Data lines
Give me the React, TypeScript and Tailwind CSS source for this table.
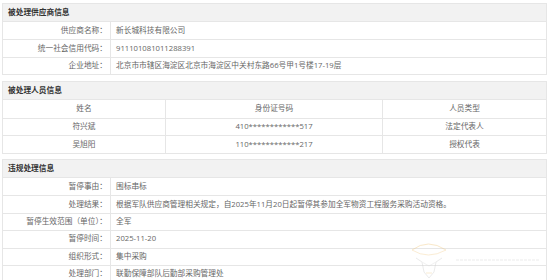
import React from "react";

const font = {
  fontFamily: '"Open Sans", "Noto Sans CJK SC", sans-serif',
};

function Header({ title }: { title: string }) {
  return (
    <div className="h-[18px] bg-[#f2f2f2] border-b border-[#e6e6e6] pl-[5px] flex items-center text-[7.7px] font-bold text-[#333]">
      {title}
    </div>
  );
}

function KVRow({ label, value, first }: { label: string; value: string; first?: boolean }) {
  return (
    <div className={`flex h-[17.4px] ${first ? "" : "border-t border-[#e6e6e6]"}`}>
      <div className="w-[108px] shrink-0 border-r border-[#e6e6e6] pr-[3px] flex items-center justify-end text-[#666] whitespace-nowrap">
        {label}
      </div>
      <div className="flex-1 pl-[5px] flex items-center text-[#666] whitespace-nowrap">{value}</div>
    </div>
  );
}

function Section({ title, children, className }: { title: string; children: React.ReactNode; className?: string }) {
  return (
    <div className={`border border-[#e6e6e6] bg-white ${className ?? ""}`}>
      <Header title={title} />
      {children}
    </div>
  );
}

export default function App() {
  const people = [
    ["姓名", "身份证号码", "人员类型"],
    ["符兴斌", "410************517", "法定代表人"],
    ["吴旭阳", "110************217", "授权代表"],
  ];
  return (
    <div className="relative w-[550px] h-[280px] bg-white overflow-hidden text-[7.7px] leading-none" style={font}>
      <div className="px-[2px] pt-[3px] flex flex-col">
        <Section title="被处理供应商信息" className="w-[545px]">
          <KVRow first label="供应商名称：" value="新长城科技有限公司" />
          <KVRow label="统一社会信用代码：" value="911101081011288391" />
          <KVRow label="企业地址：" value="北京市市辖区海淀区北京市海淀区中关村东路66号甲1号楼17-19层" />
        </Section>

        <Section title="被处理人员信息" className="w-[545px] mt-[6px]">
          {people.map((r, i) => (
            <div key={i} className={`flex h-[17.6px] ${i === 0 ? "" : "border-t border-[#e6e6e6]"}`}>
              <div className="w-[30%] border-r border-[#e6e6e6] flex items-center justify-center text-[#666]">{r[0]}</div>
              <div className="w-[40%] border-r border-[#e6e6e6] flex items-center justify-center text-[#666]">{r[1]}</div>
              <div className="w-[30%] flex items-center justify-center text-[#666]">{r[2]}</div>
            </div>
          ))}
        </Section>

        <Section title="违规处理信息" className="w-[545px] mt-[5px]">
          <KVRow first label="暂停事由：" value="围标串标" />
          <KVRow label="处理结果：" value="根据军队供应商管理相关规定，自2025年11月20日起暂停其参加全军物资工程服务采购活动资格。" />
          <KVRow label="暂停生效范围（单位）：" value="全军" />
          <KVRow label="暂停时间：" value="2025-11-20" />
          <KVRow label="组织形式：" value="集中采购" />
          <KVRow label="处理部门：" value="联勤保障部队后勤部采购管理处" />
        </Section>
      </div>

      <div className="absolute left-[408px] top-[242px] opacity-40 pointer-events-none">
        <svg width="135" height="38" viewBox="0 0 135 38" fill="none">
          <path d="M4 8 Q20 -4 38 8" stroke="#f2c77a" strokeWidth="1" />
          <path d="M4 8 Q20 18 38 8" stroke="#f2c77a" strokeWidth="0.8" />
          <path d="M8 16 L14 20 L16 30 L21 36 L26 30 L28 20 L34 16" stroke="#cfcfcf" strokeWidth="1" />
          <path d="M14 20 L21 24 L28 20" stroke="#d8d8d8" strokeWidth="0.8" />
          <path d="M18 31 L24 31" stroke="#f2c77a" strokeWidth="0.8" />
          <line x1="48" y1="18" x2="132" y2="18" stroke="#e0e0e0" strokeWidth="1.5" strokeDasharray="3 1" />
        </svg>
      </div>
    </div>
  );
}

Exercise
Work out how many lines of the listing above include "React". Answer with the number and nothing more.

Task solution
3